Erwerbstätigenversicherung als Lösung?

Nötig sei hierbei jedoch eine Erwerbstätigenversicherung, in die auch Abgeordnete, Selbstständige und Beamten einzahlten. Dafür müsse die Beitragsbemessungsgrenze von 7.050 Euro auf rund 14.000 Euro angehoben werden, forderte er. Denn wer aktuell 10.000 Euro im Monat verdiene, zahle nur für die ersten 7.050 Euro Beiträge. Bei Spitzenverdienern wie Bundestagsabgeordnete oder GmbH-Geschäftsführer*innen setzte sich Birkwald für eine Beitragsäquivalenz-Grenze ein. Sie sollten für jeden gezahlten Euro Rentenbeitrag weniger Rente erhalten als schlechter Verdienende. „Die Renten der Reichen steigen trotzdem, aber eben nicht mehr so stark“, fasste er das Ergebnis zusammen. Stattdessen käme das Geld als „Solidar-Rente“ denen zugute, die sich im Leben von Minijob zu anderen geringfügigen Beschäftigungen hangeln mussten.

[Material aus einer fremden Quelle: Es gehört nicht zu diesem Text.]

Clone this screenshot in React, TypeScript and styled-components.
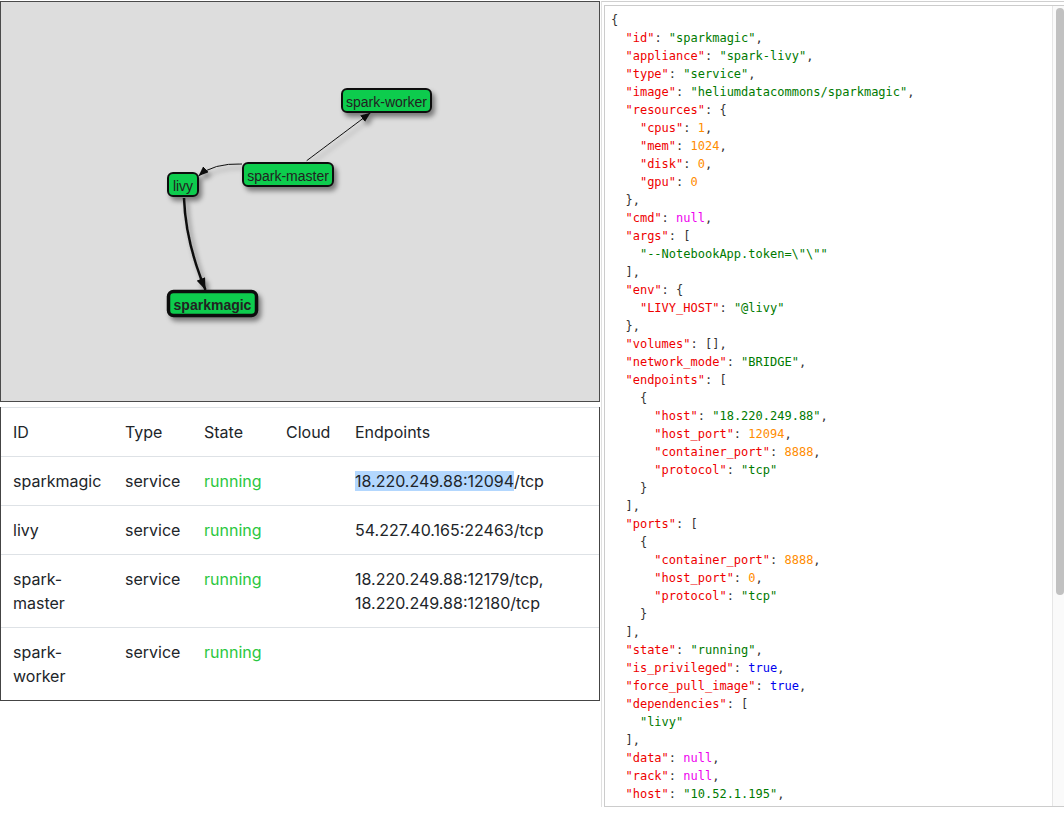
import React, { ReactNode } from "react";
import styled, { createGlobalStyle } from "styled-components";

const GlobalStyle = createGlobalStyle`
  html, body { margin: 0; padding: 0; background: #fff; overflow: hidden; }
  body { font-family: Inter, "Liberation Sans", sans-serif; color: #212529; }
  * { box-sizing: border-box; }
`;

const Page = styled.div`
  display: flex;
  align-items: flex-start;
  width: 1068px;
`;

const LeftCol = styled.div`
  width: 600px;
  flex: none;
  display: flex;
  flex-direction: column;
  padding-top: 1px;
`;

const GraphBox = styled.div`
  height: 401px;
  border: 1px solid #4a4a4a;
  background: #dddddd;
  overflow: hidden;
  svg { display: block; }
`;

const TableBox = styled.div`
  margin-top: 5px;
  border: 1px solid #444;
  border-top: none;
`;

const Table = styled.table`
  width: 100%;
  border-collapse: collapse;
  table-layout: fixed;
  font-size: 16px;
  line-height: 24px;
`;

const Th = styled.th<{ $w?: number }>`
  ${(p) => (p.$w ? `width: ${p.$w}px;` : "")}
  text-align: left;
  font-weight: 400;
  padding: 12px;
  border-top: 1px solid #dee2e6;
  vertical-align: top;
`;

const Td = styled.td`
  padding: 12px;
  border-top: 1px solid #dee2e6;
  vertical-align: top;
`;

const Running = styled.span`
  color: #2ac740;
`;

const Selected = styled.span`
  background: #b3d7fe;
`;

const RightCol = styled.div`
  width: 467px;
  flex: none;
  margin-top: 1px;
  margin-left: 1px;
  border-top: 1px solid #cfcfcf;
  border-left: 1px solid #e0e0e0;
  padding: 3px 0 0 2px;
`;

const CodeBox = styled.div`
  height: 802px;
  border: 1px solid #cccccc;
  display: flex;
  overflow: hidden;
`;

const CodeBody = styled.div`
  flex: 1;
  min-width: 0;
  padding: 5px 6px;
  font-family: "DejaVu Sans Mono", "Liberation Mono", monospace;
  font-size: 12px;
  line-height: 18px;
  color: #333;
  overflow: hidden;
`;

const ScrollTrack = styled.div`
  width: 15px;
  flex: none;
  background: #fafafa;
  border-left: 1px solid #e6e6e6;
  padding: 2px 0 0 3px;
`;

const ScrollThumb = styled.div`
  width: 8px;
  height: 587px;
  border-radius: 4px;
  background: #c1c1c1;
`;

const Line = styled.div`
  white-space: pre;
`;

const Key = styled.span` color: #ee0000; `;
const Str = styled.span` color: #007a00; `;
const Num = styled.span` color: #ff8c00; `;
const Nul = styled.span` color: #ee00ee; `;
const Bool = styled.span` color: #0000ee; `;

type J = string | number | boolean | null | J[] | { [k: string]: J };

const data: J = {
  id: "sparkmagic",
  appliance: "spark-livy",
  type: "service",
  image: "heliumdatacommons/sparkmagic",
  resources: { cpus: 1, mem: 1024, disk: 0, gpu: 0 },
  cmd: null,
  args: ['--NotebookApp.token=""'],
  env: { LIVY_HOST: "@livy" },
  volumes: [],
  network_mode: "BRIDGE",
  endpoints: [
    { host: "18.220.249.88", host_port: 12094, container_port: 8888, protocol: "tcp" },
  ],
  ports: [{ container_port: 8888, host_port: 0, protocol: "tcp" }],
  state: "running",
  is_privileged: true,
  force_pull_image: true,
  dependencies: ["livy"],
  data: null,
  rack: null,
  host: "10.52.1.195",
  last_update: null,
};

const VISIBLE_LINES = 44;

const token = (v: string | number | boolean | null) => {
  if (v === null) return <Nul>null</Nul>;
  if (typeof v === "string") return <Str>{JSON.stringify(v)}</Str>;
  if (typeof v === "number") return <Num>{String(v)}</Num>;
  return <Bool>{String(v)}</Bool>;
};

const renderJson = (v: J, depth: number, keyName: string | null, comma: boolean, out: ReactNode[]) => {
  const pad = "  ".repeat(depth);
  const prefix =
    keyName !== null ? (
      <>
        <Key>"{keyName}"</Key>:{" "}
      </>
    ) : null;
  const c = comma ? "," : "";
  if (Array.isArray(v)) {
    if (v.length === 0) {
      out.push(<Line key={out.length}>{pad}{prefix}[]{c}</Line>);
      return;
    }
    out.push(<Line key={out.length}>{pad}{prefix}[</Line>);
    v.forEach((x, i) => renderJson(x, depth + 1, null, i < v.length - 1, out));
    out.push(<Line key={out.length}>{pad}]{c}</Line>);
  } else if (v !== null && typeof v === "object") {
    const keys = Object.keys(v);
    out.push(<Line key={out.length}>{pad}{prefix}{"{"}</Line>);
    keys.forEach((k, i) => renderJson(v[k], depth + 1, k, i < keys.length - 1, out));
    out.push(<Line key={out.length}>{pad}{"}"}{c}</Line>);
  } else {
    out.push(
      <Line key={out.length}>
        {pad}
        {prefix}
        {token(v)}
        {c}
      </Line>
    );
  }
};

type Node = { id: string; x: number; y: number; w: number; h: number; main?: boolean };

const nodes: Node[] = [
  { id: "spark-worker", x: 342, y: 89, w: 89, h: 23 },
  { id: "spark-master", x: 243, y: 163, w: 90, h: 23 },
  { id: "livy", x: 168, y: 173, w: 30, h: 23 },
  { id: "sparkmagic", x: 168.5, y: 291.5, w: 88, h: 24, main: true },
];

const Graph = () => (
  <svg width={598} height={399} viewBox="1 2 598 399">
    <defs>
      <filter id="shadow" x="-30%" y="-50%" width="160%" height="200%">
        <feDropShadow dx="3" dy="4" stdDeviation="2.5" floodColor="#000" floodOpacity="0.45" />
      </filter>
      <marker id="arrow" viewBox="0 0 10 8" refX="10" refY="4" markerWidth="10" markerHeight="8" markerUnits="userSpaceOnUse" orient="auto">
        <path d="M0,0 L10,4 L0,8 z" fill="#111" />
      </marker>
      <marker id="arrowBig" viewBox="0 0 12 9" refX="12" refY="4.5" markerWidth="12" markerHeight="9" markerUnits="userSpaceOnUse" orient="auto">
        <path d="M0,0 L12,4.5 L0,9 z" fill="#111" />
      </marker>
    </defs>
    <g filter="url(#shadow)">
      <path d="M306.7,160.7 L370.5,112.8" stroke="#111" strokeWidth={1} fill="none" markerEnd="url(#arrow)" />
      <path d="M242,164 Q213,163 198.5,176" stroke="#111" strokeWidth={1} fill="none" markerEnd="url(#arrow)" />
      <path d="M184,198 Q185.5,242 205.5,290" stroke="#111" strokeWidth={2.5} fill="none" markerEnd="url(#arrowBig)" />
      {nodes.map((n) => (
        <rect
          key={n.id}
          x={n.x}
          y={n.y}
          width={n.w}
          height={n.h}
          rx={5}
          ry={5}
          fill="#10cc4e"
          stroke="#111"
          strokeWidth={n.main ? 3.5 : 2}
        />
      ))}
    </g>
    {nodes.map((n) => (
      <text
        key={n.id}
        x={n.x + n.w / 2}
        y={n.y + n.h / 2 + 1}
        textAnchor="middle"
        dominantBaseline="central"
        fontFamily="'Liberation Sans', Arial, sans-serif"
        fontSize={14}
        fontWeight={n.main ? 700 : 400}
        fill="#222"
      >
        {n.id}
      </text>
    ))}
  </svg>
);

type Row = { id: ReactNode; type: string; state: string; endpoints: ReactNode };

const rows: Row[] = [
  {
    id: "sparkmagic",
    type: "service",
    state: "running",
    endpoints: (
      <>
        <Selected>18.220.249.88:12094</Selected>/tcp
      </>
    ),
  },
  { id: "livy", type: "service", state: "running", endpoints: "54.227.40.165:22463/tcp" },
  {
    id: "spark-master",
    type: "service",
    state: "running",
    endpoints: "18.220.249.88:12179/tcp, 18.220.249.88:12180/tcp",
  },
  { id: "spark-worker", type: "service", state: "running", endpoints: "" },
];

export default function App() {
  const lines: ReactNode[] = [];
  renderJson(data, 0, null, false, lines);
  return (
    <>
      <GlobalStyle />
      <Page>
        <LeftCol>
          <GraphBox>
            <Graph />
          </GraphBox>
          <TableBox>
            <Table>
              <thead>
                <tr>
                  <Th $w={112}>ID</Th>
                  <Th $w={79}>Type</Th>
                  <Th $w={82}>State</Th>
                  <Th $w={69}>Cloud</Th>
                  <Th>Endpoints</Th>
                </tr>
              </thead>
              <tbody>
                {rows.map((r, i) => (
                  <tr key={i}>
                    <Td>{r.id}</Td>
                    <Td>{r.type}</Td>
                    <Td>
                      <Running>{r.state}</Running>
                    </Td>
                    <Td></Td>
                    <Td>{r.endpoints}</Td>
                  </tr>
                ))}
              </tbody>
            </Table>
          </TableBox>
        </LeftCol>
        <RightCol>
          <CodeBox>
            <CodeBody>{lines.slice(0, VISIBLE_LINES)}</CodeBody>
            <ScrollTrack>
              <ScrollThumb />
            </ScrollTrack>
          </CodeBox>
        </RightCol>
      </Page>
    </>
  );
}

Österreich und die Arbeitgeber

Lobende Worte fand der Experte für das Modell Österreich. Das Land benötige keine Riester-Rente oder ähnliche Aktien-Experimente, da hier alle Einkommen in die Rentenkasse einzahlten – Arbeitgeber mit 12,55 Prozent, Beschäftigte mit 10,25. „In diesem System ist es total normal, dass der Arbeitgeber 2,5 Prozent mehr zahlt als die Angestellten“, sagte er. Die Ergebnisse seien absehbar: Beträgt die Durchschnittsrente in Deutschland 1.312 Euro, sind es in Österreich 2.444. Auch ergäben sich so höhere Mindest-Renten. Wer in der Alpenrepublik 15 Jahre eingezahlt habe, bekäme 1.167 Euro netto, bei 30 Jahren 1.299 Euro und bei 40 Jahren mindestens 1.563 Euro. Vergleiche man dies mit der deutschen Grundsicherung im Alter von 852 Euro, sei der Unterschied offensichtlich, veranschaulichte Birkwald.